What to do about fake referral traffic

June 15, 2015

Your website may appear to be getting more traffic than it actually is, and we can explain why. 

Something we have noticed more and more in recent times has been fake referral traffic, with a number of questionable websites appearing as traffic sources.

This ‘fake’ traffic appears in reporting tools such as Google Analytics, where suspicious visits (often arriving in spikes and waves) are apparently being referred to websites from elsewhere online. 

It can be an easy mistake to believe this to be real traffic, until some research is done and the picture becomes more clear… 

Why do they do it?

Some spammy websites send fake traffic to other websites in order to get themselves noticed.

The way they do this is by sending ‘bots’ to websites, which then register as a visitor. In so doing these bots register as having been referred from a particular website. Because they appear in such great numbers they get the curiosity of website managers, who in turn look up the referrer address to see why all this traffic is suddenly reaching their website.

The catch is that usually the referrer link is either from a spam website, or redirects to a different website altogether.

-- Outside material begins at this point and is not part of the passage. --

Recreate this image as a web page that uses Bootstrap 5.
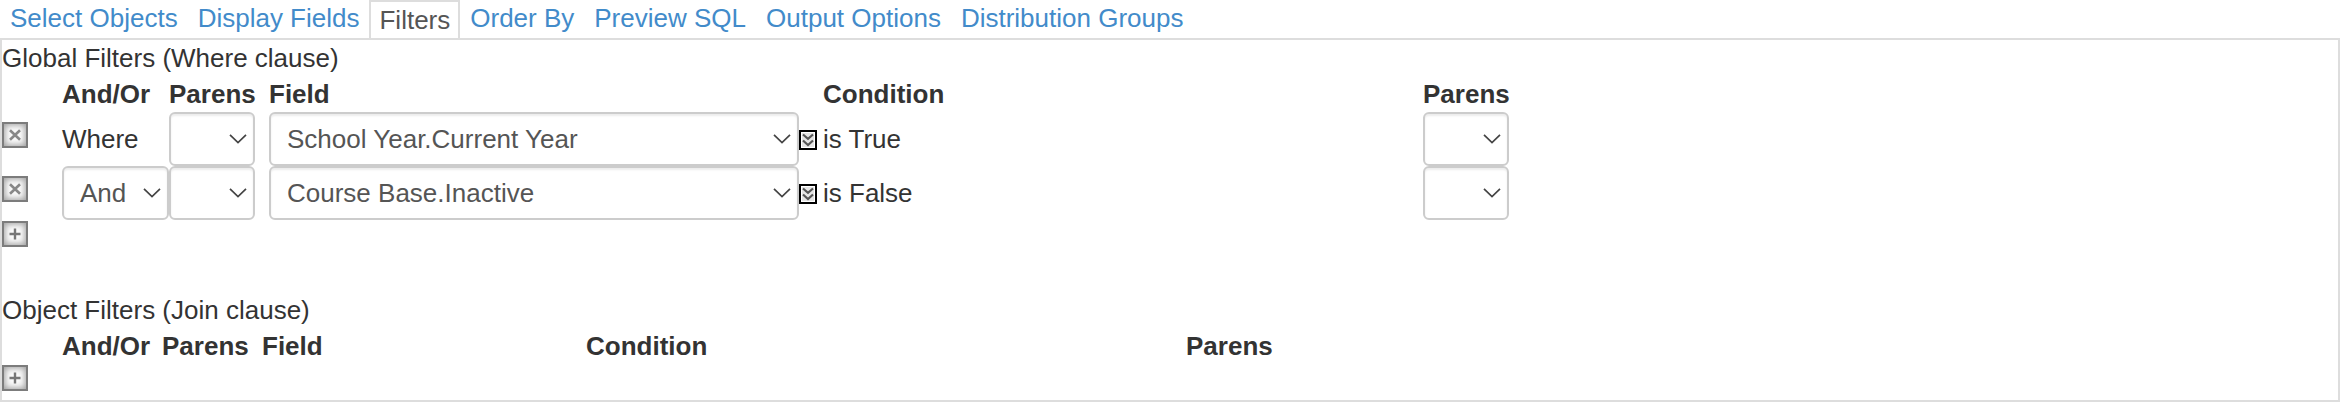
<!DOCTYPE html>
<html lang="en">
<head>
<meta charset="utf-8">
<title>Filters</title>
<link href="https://cdn.jsdelivr.net/npm/bootstrap@5.3.0/dist/css/bootstrap.min.css" rel="stylesheet">
<style>
html{overflow:hidden}
body{font:26px/36px "Liberation Sans",Arial,sans-serif;color:#333;background:#fff;height:402px;overflow:hidden}
.tabs-bar{height:38px}
.tabs-bar .nav-link{padding:0 10px;color:#428bca;line-height:36px;white-space:nowrap}
.tabs-bar .nav-link.active{color:#555;border:2px solid #ddd;border-bottom:0;padding:0 8px;height:38px}
.filter-panel{border:2px solid #ddd;height:364px}
.filter-grid{display:grid;grid-template-columns:60px 107px 100px 554px 600px 86px;white-space:nowrap}
.join-grid{grid-template-columns:60px 100px 100px 324px 600px 86px}
.filter-line{height:54px;line-height:54px}
.add-line{height:36px;padding-top:1px}
.form-select.pick{height:54px;border:2px solid #ccc;border-radius:6px;padding:0 16px;font-size:26px;line-height:50px;color:#555;box-shadow:inset 0 2px 2px rgba(0,0,0,.075);background:#fff url("data:image/svg+xml,%3Csvg xmlns='http://www.w3.org/2000/svg' viewBox='0 0 18 12'%3E%3Cpath d='M1 1.8L9 9.6L17 1.8' fill='none' stroke='%23444' stroke-width='1.7'/%3E%3C/svg%3E") no-repeat right 6px top 19px/18px 12px}
.w-and{width:107px}.w-paren{width:86px}.w-field{width:530px}
.tool{width:26px;height:26px;border:2px solid #7c7c7c;box-shadow:inset 0 0 6px 1px #999;background:#fbfbfb;padding:0}
.filter-line .tool{margin-top:10px}
.tool svg,.expand svg{display:block}
.expand{width:18px;height:20px;margin:1px 6px 0 0}
</style>
</head>
<body>
<nav class="nav tabs-bar flex-nowrap">
<a class="nav-link" href="#">Select Objects</a>
<a class="nav-link" href="#">Display Fields</a>
<a class="nav-link active" href="#">Filters</a>
<a class="nav-link" href="#">Order By</a>
<a class="nav-link" href="#">Preview SQL</a>
<a class="nav-link" href="#">Output Options</a>
<a class="nav-link" href="#">Distribution Groups</a>
</nav>
<svg class="d-none">
<symbol id="remove" viewBox="0 0 22 22"><path d="M6 6.2L16 15.8M16 6.2L6 15.8" stroke="#888" stroke-width="2.6"/></symbol>
<symbol id="add" viewBox="0 0 22 22"><path d="M11 5.5V16.500M5.500 11H16.500" stroke="#777" stroke-width="2.400"/></symbol>
<symbol id="expand" viewBox="0 0 18 20"><path fill="#fff" stroke="#000" stroke-width="2" d="M1 1H17V19H1Z"/><path fill="#e4e4e4" d="M3 3H15V17H3Z"/><path d="M4 4.500L9 8.800L14 4.500M4 10.500L9 15L14 10.500" fill="none" stroke="#555" stroke-width="2.200"/></symbol>
</svg>
<main class="filter-panel">
<section>
<div>Global Filters (Where clause)</div>
<div class="filter-grid fw-bold"><span></span><span>And/Or</span><span>Parens</span><span>Field</span><span>Condition</span><span>Parens</span></div>
<div class="filter-grid filter-line">
<div class="tool"><svg width="22" height="22"><use href="#remove"/></svg></div>
<span>Where</span>
<select class="form-select pick w-paren"><option></option></select>
<div class="d-flex align-items-center"><select class="form-select pick w-field"><option>School Year.Current Year</option></select><span class="expand"><svg width="18" height="20"><use href="#expand"/></svg></span></div>
<span>is True</span>
<select class="form-select pick w-paren"><option></option></select>
</div>
<div class="filter-grid filter-line">
<div class="tool"><svg width="22" height="22"><use href="#remove"/></svg></div>
<select class="form-select pick w-and"><option>And</option></select>
<select class="form-select pick w-paren"><option></option></select>
<div class="d-flex align-items-center"><select class="form-select pick w-field"><option>Course Base.Inactive</option></select><span class="expand"><svg width="18" height="20"><use href="#expand"/></svg></span></div>
<span>is False</span>
<select class="form-select pick w-paren"><option></option></select>
</div>
<div class="add-line"><div class="tool"><svg width="22" height="22"><use href="#add"/></svg></div></div>
</section>
<section class="join-section">
<div style="height:36px"></div>
<div>Object Filters (Join clause)</div>
<div class="filter-grid join-grid fw-bold"><span></span><span>And/Or</span><span>Parens</span><span>Field</span><span>Condition</span><span>Parens</span></div>
<div class="add-line"><div class="tool"><svg width="22" height="22"><use href="#add"/></svg></div></div>
</section>
</main>
<script src="https://cdn.jsdelivr.net/npm/bootstrap@5.3.0/dist/js/bootstrap.bundle.min.js"></script>
</body>
</html>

examples of fake referral traffic

Why worry?

There are three main reasons to be concerned about these bots visiting websites.

 – Firstly it impacts analytics data. While in most cases these referrals can be manually filtered out of reports (when noticed), they create the issue of wasting reporting time. 
Not only will these bots give the impression of increased traffic, but they can impact on other website metrics, which are harder to filter out. For example, a bot will generally only access your website for a brief second, this in turns artificially lowers the average overall visit duration and increases the bounce rate.

 – Secondly, these bots are an unwelcome and unauthorised visits. Due to their already sinister nature, there is a likelihood that there are bots out there looking to compromise any vulnerability in your website, be it accessing files, harvesting content, or implanting malware to infect visitors to your website.

 – Thirdly, in cases where these fake referrals occur in high numbers, each time a visit occurs, it is putting extra load on your server. Although each visit is a small amount of load, it adds up, and can result in a slower experience for real people, as well as search engine bots (the good bots!).

How to fix it

This is essentially a two-part fix:

 – Step 1: Blocking the referrer’s domain by altering your website’s htaccess file. This in effect can redirect the bots back to their own website and they never reach you.

 – Step 2: Permanently filtering out these referrers from analytics, so they they do not taint historical data.